For years, the city’s acceptance of parked cars on the busy thoroughfare has created one of the South Bay’s more notorious bottlenecks, pinching the highway from three lanes in adjacent cities into two lanes in Hermosa Beach.

The signal that the stall and crawl will continue came in the form of a council straw vote at a public hearing on General Plan recommendations for traffic and parking. The recommendations--submitted by city planners, the Planning Commission and the consultant, DKS & Associates--were to help the council decide how the city should accommodate traffic in the future.

But despite advice from both the consultant and the Planning Commission to ban rush-hour parking on the venerable beach highway, the council instead followed the call of residents and local merchants. Packing the meeting room, the homeowners said Hermosa Beach should make it harder, not easier, for out-of-town commuters to cut through their city streets.
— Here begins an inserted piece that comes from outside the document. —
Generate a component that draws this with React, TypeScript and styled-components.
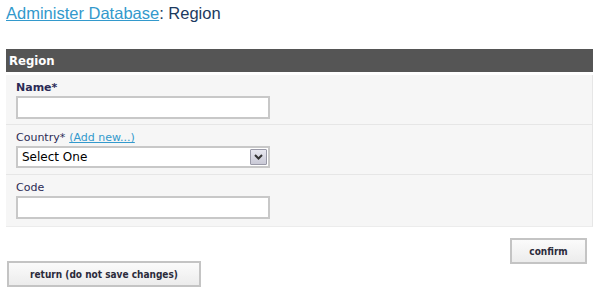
import React from 'react';
import styled, { createGlobalStyle } from 'styled-components';

const GlobalStyle = createGlobalStyle`
  html, body { margin: 0; padding: 0; background: #fff; }
  body { font-family: "DejaVu Sans", Verdana, sans-serif; }
`;

const LINK = '#3399cc';
const LABEL = '#2b2b55';

const Page = styled.div`
  width: 587px;
  padding: 0 6px;
`;

const Title = styled.h1`
  margin: 0;
  padding-top: 3px;
  height: 46px;
  font-family: "Liberation Sans", Arial, sans-serif;
  font-size: 16.5px;
  font-weight: normal;
  line-height: 21px;
  color: #1c3a60;

  a { color: ${LINK}; text-decoration: underline; }
`;

const Bar = styled.div`
  height: 23px;
  background: #555555;
  color: #fff;
  font-family: "DejaVu Sans Condensed", "DejaVu Sans", sans-serif;
  font-weight: bold;
  font-size: 13px;
  line-height: 23px;
  padding-left: 3px;
`;

const Panel = styled.div`
  margin-top: 3px;
  background: #f6f6f6;
  border-right: 1px solid #e6e6e6;
  border-bottom: 1px solid #ececec;
`;

const Row = styled.div<{ $last?: boolean }>`
  padding: 5px 0 0 10px;
  height: ${p => (p.$last ? 46 : 44)}px;
  border-bottom: ${p => (p.$last ? 'none' : '1px solid #e6e6e6')};
`;

const Label = styled.label<{ $bold?: boolean }>`
  display: block;
  height: 16px;
  font-family: "DejaVu Sans", Verdana, sans-serif;
  font-size: 11px;
  line-height: 16px;
  font-weight: ${p => (p.$bold ? 'bold' : 'normal')};
  color: ${LABEL};

  a {
    color: ${LINK};
    text-decoration: underline;
    margin-left: 4px;
    font-weight: normal;
  }
`;

const TextInput = styled.input`
  display: block;
  box-sizing: border-box;
  width: 254px;
  height: 23px;
  margin: 0;
  border: 2px solid #c8c8c8;
  background: #fff;
`;

const SelectWrap = styled.div`
  position: relative;
  width: 254px;
  height: 22px;
`;

const Select = styled.select`
  box-sizing: border-box;
  width: 254px;
  height: 22px;
  margin: 0;
  padding: 0 0 0 4px;
  appearance: none;
  border: 2px solid #c8c8c8;
  background: #fff;
  font-family: "DejaVu Sans", Verdana, sans-serif;
  font-size: 12px;
  color: #000;
`;

const Arrow = styled.span`
  position: absolute;
  right: 3px;
  top: 3px;
  width: 15px;
  height: 14px;
  border: 1px solid #9a9aa8;
  border-radius: 1px;
  background: linear-gradient(#e8e8f0, #c9c9d6);
  display: flex;
  align-items: center;
  justify-content: center;
  pointer-events: none;
`;

const Actions = styled.div`
  display: flex;
  flex-direction: column;
  padding-top: 11px;
`;

const Button = styled.button<{ $right?: boolean; $width: number }>`
  align-self: ${p => (p.$right ? 'flex-end' : 'flex-start')};
  box-sizing: border-box;
  width: ${p => p.$width}px;
  height: 26px;
  margin: ${p => (p.$right ? '0 6px 0 0' : '-3px 0 0 1px')};
  padding: 0;
  border: 2px solid #c4c4c4;
  background: linear-gradient(#fbfbfb, #ececec);
  font-family: "DejaVu Sans Condensed", "DejaVu Sans", sans-serif;
  font-weight: bold;
  font-size: 10px;
  color: #2b2b3b;
  cursor: pointer;
`;

export default function App() {
  return (
    <Page>
      <GlobalStyle />
      <Title>
        <a href="#">Administer Database</a>: Region
      </Title>
      <Bar>Region</Bar>
      <Panel>
        <Row>
          <Label $bold>Name*</Label>
          <TextInput type="text" />
        </Row>
        <Row>
          <Label>
            Country*<a href="#">(Add new...)</a>
          </Label>
          <SelectWrap>
            <Select defaultValue="">
              <option value="">Select One</option>
            </Select>
            <Arrow>
              <svg width="9" height="6" viewBox="0 0 9 6">
                <path d="M1 1 L4.5 4.5 L8 1" stroke="#333" strokeWidth="2" fill="none" />
              </svg>
            </Arrow>
          </SelectWrap>
        </Row>
        <Row $last>
          <Label>Code</Label>
          <TextInput type="text" />
        </Row>
      </Panel>
      <Actions>
        <Button $right $width={77}>confirm</Button>
        <Button $width={194}>return (do not save changes)</Button>
      </Actions>
    </Page>
  );
}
Wesley Bird of the Chamber of Commerce, meanwhile, said that if Hermosa Beach eliminates its parking lane on Pacific Coast Highway, even for a few hours a day, the move will ruin business for the merchants along the thoroughfare. They depend on residents having easy access to parking and not on commuters who stop as they drive through the city.

The council also gave an unofficial thumbs-down to suggested improvements and widening of the two streets flanking the greenbelt, which runs parallel to Pacific Coast Highway, since they often absorb the overflow from the highway during the morning and evening commuter rush.